Five. Five Dollar. Five Dollar Rip Off.

Tuesday, May 24, 2011

Let me make my point clearly and quickly.

Apple's App Store has spoiled me.

Let's get this straight. I pay 99 cents for an app on my iDevice, and the same app may cost me up to five bucks on a Windows, Android, Nokia, or Palm device?

Now, to be fair, a lot of this comes from the fact that the App Store is so competitive that price cutting is the only way to get your name out there; the coverage ranges from a few blogs advertising the price cut to making the "Featured Apps" section of the App Store. If you've got a pretty decent following, and you make your app free for a few days, you just may climb up the "Top Downloaded Apps" chart as well. The 99 cent price point is the cheapest an app can be without being free, and with so many apps to choose from, sometimes a company's only advantage is making the price cut- and even then, success in the App Store isn't assured.

If your really think about it, a lot of popular 99 cent apps out there are worth a lot more than that. Consider Angry Birds, a sure first-round ballot pick for the App Store Hall of Fame, if there ever was one. The iPhone app has been 99 cents since day one, and yet they keep adding content to increase the playability of the game. Even Angry Birds Seasons and Angry Birds Rio have the same price point and constantly add new content.

Right now, considering that the original Angry Birds is inching closer to its 200th level (and probably 300-400 for the entire series), it could be a $5 game and be worth its weight. But why doesn't Rovio up the price- especially considering that the iPad version of the game costs $5 and still stays near the top of the Paid Downloads list? There are two answers to that- one, Rovio sees the original Angry Birds as a gateway drug of sorts. You buy the demo, then you're willing to spend a stupid buck on the game. You buy the dollar game, then you buy the other two games. Rovio basically gets $3 a user on the iPhone/iPod Touch, and all they have to do is rearrange some blocks here and there, and test the level to make sure its beatable- a process that probably doesn't take much time and effort.

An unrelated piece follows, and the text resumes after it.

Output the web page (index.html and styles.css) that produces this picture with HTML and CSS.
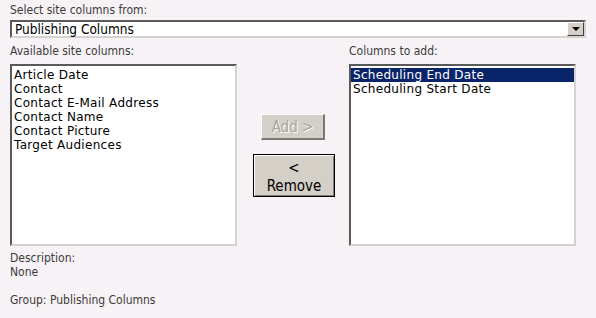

Two- Simply put, As long as Angry Birds keeps its cheap price point, it stays at the top of the boards. As long as it stays there, iOS users can see how highly revered it is. How many times have you tried an app just because it was in the Top Downloads section- especially if it was a free or a buck?

Let's also take a look at Flipboard, a free news app that was dubbed the iPad App of The Year in 2010 by Apple. Flipboard also stays near the top of the free app pile, and is featured prominently in Apple's "Gotta Have Apps" and "App Starter Kit" categories, as well as one of Apple's iPad commercials. Very quickly, Apple saw the value of Flipboard, and what it could do for the iPad. But what is an app like Flipboard doing not even selling itself at a buck or two? Well, the same reason Angry Birds only sells for 99 cents- the coverage. People will take a chance on a free or cheap app, especially if they see that others are doing the same and have come to like the app. Besides, more coverage means that the Flipboard team can branch out and do other work for high pay based on the success of the Flipboard app. I'm sure other tablet manufacturers have reached out to Flipboard about porting the app over.

I've mainly talked about Apple up to this point, but it's for a reason; other app stores don't have this sort of competition swirling. Ovi (Nokia), the Windows Marketplace, and even, to an extent, Android, don't have to undercut competitors to stay relevant because their app stores are so much smaller than Apple's. Thus, they can charge $5, the app's true worth, for an app that's 99 cents on the App Store.

That, ladies and gentlemen, is why Apple's got such a stranglehold on the industry. If not a stranglehold, then at least a half-nelson.

Half Nelson. Heh heh. My last name is Nelson. Get it? See what I did there?

Oh, forget it.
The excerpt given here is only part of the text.